1 Nov 2009

Halloween in Chicago

If you associate Halloween with children “trick or treating” their way from door to door in the hope of a sweet or two, stop right there. I have been in Chicago over the weekend making a documentary loosely centered on the subject of war.

The city lived up to its windiness – it made for a spectacularly sunny Halloween with an icy wind billowing in off what amounts to the largest freshwater pond in the world. But whatever we were doing it was impossible to escape the festivities.

Checking into the hotel, the clock behind reception was smothered in cobwebs, the men and women on duty, wore green make up and sported wigs to their waists.

Getting into the elevator, we were joined at intervals by people with horns, fangs, and at times bodies that appeared to represent vast inflated whoopie cushions.
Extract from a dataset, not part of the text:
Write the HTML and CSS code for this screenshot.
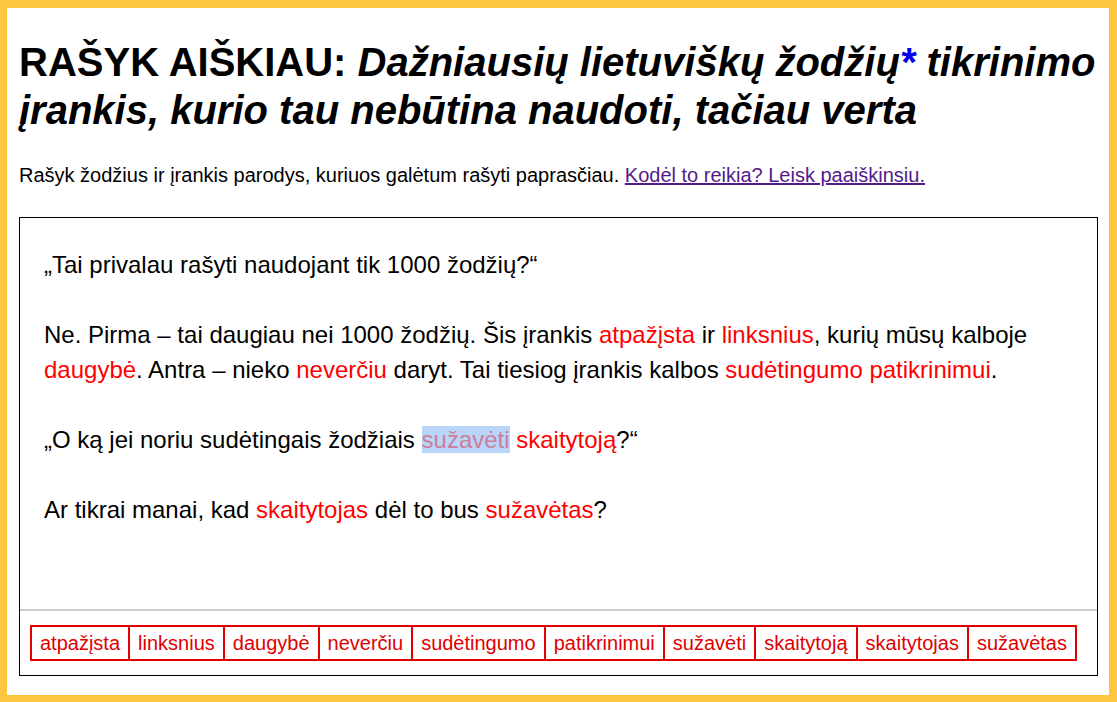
FILE: index.html
```html
<!DOCTYPE html>
<html lang="lt">
<head>
<meta charset="utf-8">
<title>Rašyk aiškiau</title>
<link rel="stylesheet" href="styles.css">
</head>
<body>
<div class="frame">
  <h1 class="title">RAŠYK AIŠKIAU: <em>Dažniausių lietuviškų žodžių<span class="star">*</span> tikrinimo įrankis, kurio tau nebūtina naudoti, tačiau verta</em></h1>
  <p class="lead">Rašyk žodžius ir įrankis parodys, kuriuos galėtum rašyti paprasčiau. <a href="#" class="why">Kodėl to reikia? Leisk paaiškinsiu.</a></p>
  <div class="box">
    <div class="editor">
      <p>„Tai privalau rašyti naudojant tik 1000 žodžių?“</p>
      <p>Ne. Pirma – tai daugiau nei 1000 žodžių. Šis įrankis <span class="hard">atpažįsta</span> ir <span class="hard">linksnius</span>, kurių mūsų kalboje <span class="hard">daugybė</span>. Antra – nieko <span class="hard">neverčiu</span> daryt. Tai tiesiog įrankis kalbos <span class="hard">sudėtingumo</span> <span class="hard">patikrinimui</span>.</p>
      <p>„O ką jei noriu sudėtingais žodžiais <span class="hard sel">sužavėti</span> <span class="hard">skaitytoją</span>?“</p>
      <p>Ar tikrai manai, kad <span class="hard">skaitytojas</span> dėl to bus <span class="hard">sužavėtas</span>?</p>
    </div>
    <div class="tags">
      <span class="tag">atpažįsta</span><span class="tag">linksnius</span><span class="tag">daugybė</span><span class="tag">neverčiu</span><span class="tag">sudėtingumo</span><span class="tag">patikrinimui</span><span class="tag">sužavėti</span><span class="tag">skaitytoją</span><span class="tag">skaitytojas</span><span class="tag">sužavėtas</span>
    </div>
  </div>
</div>
</body>
</html>
```

FILE: styles.css
```css
html, body {
  margin: 0;
  padding: 0;
  background: #ffffff;
}
body {
  font-family: "Liberation Sans", Arial, sans-serif;
  color: #000;
}
.frame {
  box-sizing: border-box;
  width: 1117px;
  height: 702px;
  border: 8px solid #fdc63f;
  border-left-width: 7px;
  border-bottom-width: 7px;
  padding: 0 11px 0 12px;
  display: flex;
  flex-direction: column;
}
.title {
  margin: 30px 0 0 0;
  font-size: 40px;
  line-height: 48px;
  font-weight: bold;
}
.title em {
  font-style: italic;
}
.star {
  color: #0000ee;
}
.lead {
  margin: 30px 0 0 0;
  font-size: 20px;
  line-height: 23px;
}
.why {
  color: #551a8b;
  text-decoration: underline;
}
.box {
  margin-top: 30px;
  height: 459px;
  box-sizing: border-box;
  border: 1px solid #000;
  display: flex;
  flex-direction: column;
  flex-shrink: 0;
}
.editor {
  flex: 1;
  padding: 29px 24px 0 24px;
  font-size: 24px;
  line-height: 35px;
  border-bottom: 2px solid #cccccc;
}
.editor p {
  margin: 0 0 35px 0;
}
.hard {
  color: #ff0000;
}
.sel {
  background: #b9d5f7;
  color: #cc7d9c;
}
.tags {
  display: flex;
  padding: 14px 10px 14px 10px;
}
.tag {
  display: block;
  border: 2px solid #e00000;
  margin-left: -2px;
  padding: 0 8px;
  height: 32px;
  line-height: 32px;
  font-size: 20px;
  color: #e00000;
}
.tag:first-child {
  margin-left: 0;
}
```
So far as I could divine, there wasn’t a child in the 26-floor building.

The entire pumpkin production of Illinois seemed to have descended on Chicago, together with straw bails that appeared to have been dropped by helicopter down the central reservation of Michigan Avenue. But above all, it was the wholesale dressing up – be there or be square, and some were.

I saw a number of cardboard boxes walking down the street, even a wooden box that blew over, crossing at an intersection. The planks fell into the street revealing the unfortunate inmate who fled in pyjamas, carrying bits of timber under his arm.

A mass desire to dress up, to become absurd, seemed to seize the place. The Feast of All Souls? All Saints Eve? Forget it – this is America’s day, all fools day, and it gets bigger every year, more commercialised (many of the ritzier costumes I saw had been professionally constructed and sold) and more infectious (witness its growth in at home in Blighty).

The net result is that the stranger going about his work in normal clothing feels undressed, almost naked and horribly sober. Did I say horribly? That’s quite enough horror for one weekend!